Sì alle trivelle nell’Adriatico, ecco cosa succederà davanti alle coste

Via libera del Consgilio di Stato alle ricerche di gas al largo. Le piattaforme marine sono 54 in Emilia-Romagna e 44 nelle Marche

Angela Angelina, una delle piattaforme più ‘celebri’ delle nostre coste

Angela Angelina, una delle piattaforme più ‘celebri’ delle nostre coste

Ravenna, 14 marzo 2018 – Eni e le altre compagnie dell’oil&gas possono svolgere ricerca di gas al largo della costa adriatica, dall’Emilia Romagna alla Puglia. Lo sancisce il Consiglio di Stato che, respingendo i ricorsi presentati dalla Regione Abruzzo contro il ministero dell’Ambiente e la società Spectrum Geo Lfd, ha di fatto dato il via libera alle attività di prospezione e ricerca di gas al largo dell’Adriatico.

Controparte oltre al ministero dell’Ambiente, anche il ministero delle Sviluppo economico e quello dei Beni culturali. I motivi di ricorso sono stati giudicati dal Consiglio di Stato in parte infondati, in parte inammissibili e molte delle censure sono state giudicate «generiche». Mentre «l’istruttoria svolta dai ministeri appellati appare nel complesso completa, articolata e rispettosa dell’iter normativo nella sua interezza», si legge nella sentenza del 28 febbraio.

La sentenza del Consiglio di Stato è quindi favorevole alla ripresa delle ricerche sulle scorte di gas in Adriatico, considerato che ormai su 71 miliardi di metri cubi di gas consumati in Italia, la produzione interna è ridotta a 5,7 miliardi, quando 10 anni fa era di 10 miliardi. Ma secondo le stime dell’Ufficio minerario, le riserve accertate di gas in territorio italiano ammontano a 130 miliardi di metri cubi con un potenziale aggiuntivo tra 120 e 200 miliardi, per un valore tra 75 e 100 miliardi di euro, «somme su cui – ricorda Franco Nanni, presidente dell’associazione delle aziende dell’oil&gas, Roca – lo Stato o le Regioni potrebbero incassare almeno il 7% di royalties e il 40% di tasse, con benefici per le famiglie che risparmierebbero sulla bolletta del gas».

A Ravenna ha sede l’importante distretto di Eni che gestisce le attività upstream di un territorio che va dal Piemonte al Molise.

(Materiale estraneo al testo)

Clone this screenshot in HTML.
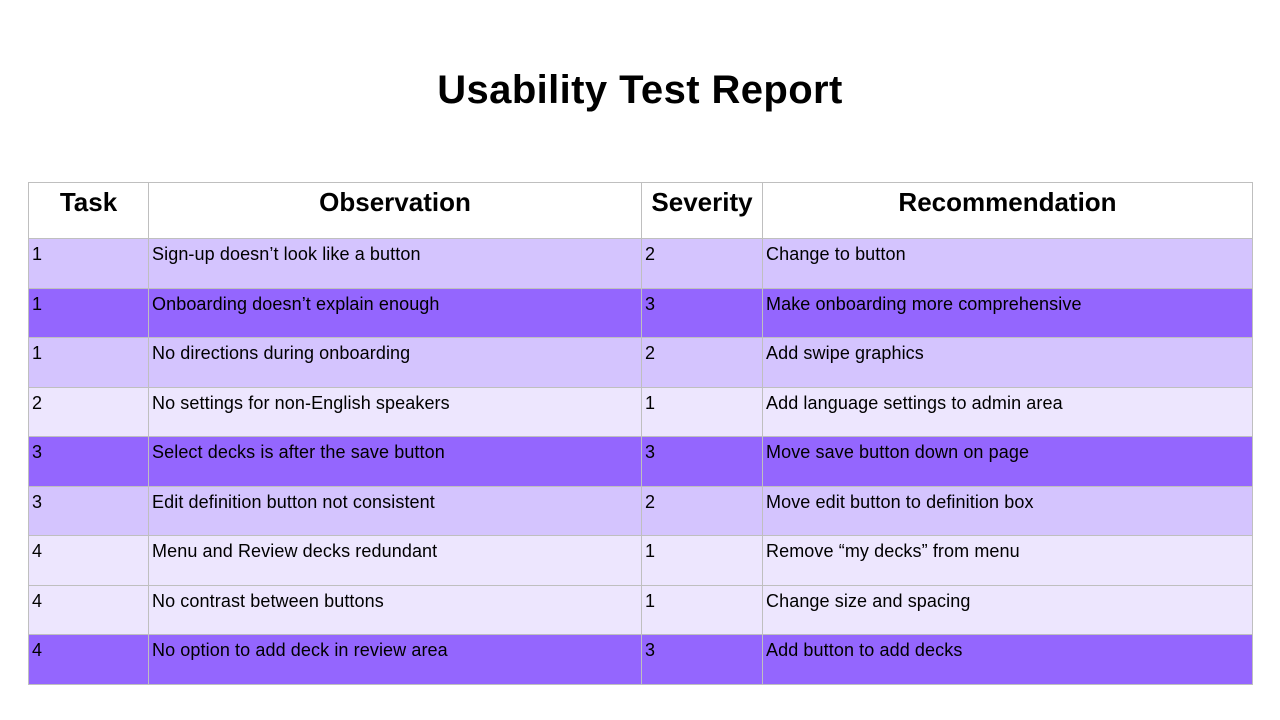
<!DOCTYPE html>
<html><head><meta charset="utf-8"><style>
body{margin:0;width:1280px;height:720px;background:#fff;position:relative;font-family:"Liberation Sans",Arial,sans-serif;overflow:hidden}
h1{position:absolute;top:68px;left:0;width:1280px;text-align:center;margin:0;font-size:40px;font-weight:bold;letter-spacing:0.4px;color:#000}
.r{position:absolute;left:28px;width:1225px;display:flex;box-sizing:border-box}
.c{box-sizing:border-box;border-left:1px solid #bfbfbf;border-top:1px solid #bfbfbf;padding:5px 0 0 3px;font-size:18px;letter-spacing:0.1px;color:#000;height:100%}
.c:last-child{border-right:1px solid #bfbfbf}
.w1{width:120px}.w2{width:493px}.w3{width:121px}.w4{width:491px}
.h .c{text-align:center;font-weight:bold;font-size:26px;padding:4px 0 0;letter-spacing:0}
.a{background:#d4c4fe}.b{background:#9466fe}.l{background:#ede6fe}
.last{border-bottom:1px solid #bfbfbf}
</style></head><body>
<h1>Usability Test Report</h1>
<div class="r h" style="top:182px;height:56px"><div class="c w1">Task</div><div class="c w2">Observation</div><div class="c w3">Severity</div><div class="c w4">Recommendation</div></div>
<div class="r a" style="top:238px;height:50px"><div class="c w1">1</div><div class="c w2">Sign-up doesn’t look like a button</div><div class="c w3">2</div><div class="c w4">Change to button</div></div>
<div class="r b" style="top:288px;height:49px"><div class="c w1">1</div><div class="c w2">Onboarding doesn’t explain enough</div><div class="c w3">3</div><div class="c w4">Make onboarding more comprehensive</div></div>
<div class="r a" style="top:337px;height:50px"><div class="c w1">1</div><div class="c w2">No directions during onboarding</div><div class="c w3">2</div><div class="c w4">Add swipe graphics</div></div>
<div class="r l" style="top:387px;height:49px"><div class="c w1">2</div><div class="c w2">No settings for non-English speakers</div><div class="c w3">1</div><div class="c w4">Add language settings to admin area</div></div>
<div class="r b" style="top:436px;height:50px"><div class="c w1">3</div><div class="c w2">Select decks is after the save button</div><div class="c w3">3</div><div class="c w4">Move save button down on page</div></div>
<div class="r a" style="top:486px;height:49px"><div class="c w1">3</div><div class="c w2">Edit definition button not consistent</div><div class="c w3">2</div><div class="c w4">Move edit button to definition box</div></div>
<div class="r l" style="top:535px;height:50px"><div class="c w1">4</div><div class="c w2">Menu and Review decks redundant</div><div class="c w3">1</div><div class="c w4">Remove “my decks” from menu</div></div>
<div class="r l" style="top:585px;height:49px"><div class="c w1">4</div><div class="c w2">No contrast between buttons</div><div class="c w3">1</div><div class="c w4">Change size and spacing</div></div>
<div class="r b last" style="top:634px;height:51px"><div class="c w1">4</div><div class="c w2">No option to add deck in review area</div><div class="c w3">3</div><div class="c w4">Add button to add decks</div></div>
</body></html>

Nelle scorse settimane Eni ha confermato l’investimento di 2 miliardi di euro nei prossimi 4 anni in attività di sviluppo e mantenimento degli asset nell’offshore adriatico e ribadito che il «programma di rilancio procede nel pieno rispetto degli impegni assunti ad aprile 2017».

Alla fine dello scorso anno in Adriatico è stata avviata una nuova campagna di ottimizzazione della produzione con l’utilizzo di due impianti ed è stata incrementata significativamente l’attività di ottimizzazione della produzione. Inoltre, la produzione di gas naturale, che nel 2017 si è attestata in Adriatico a circa 2,8 miliardi di metri cubi, potrà raggiungere i 4 miliardi di metri cubi «realizzando tutte le attività programmate».

A testimonianza della centralità di Ravenna nella strategia di Eni in Italia, è stata avviata nel maggio 2017 la rivalutazione del potenziale minerario nell’offshore adriatico attraverso la rielaborazione dei dati sismici relativi al cosiddetto 3D Adria, che agli inizi degli anni 90 costituì la più grande acquisizione geofisica del mondo.

La rielaborazione dei dati relativi a un’area con estensione pari a 10.000 kmq sarà realizzata sfruttando le capacità di calcolo del Green Data Center Eni, uno dei centri di calcolo più potenti al mondo. Eni ha, inoltre, confermato il programma quinquennale di chiusura mineraria relativo al Distretto Centro Settentrionale, che interesserà 13 strutture offshore non produttive e circa 30 pozzi.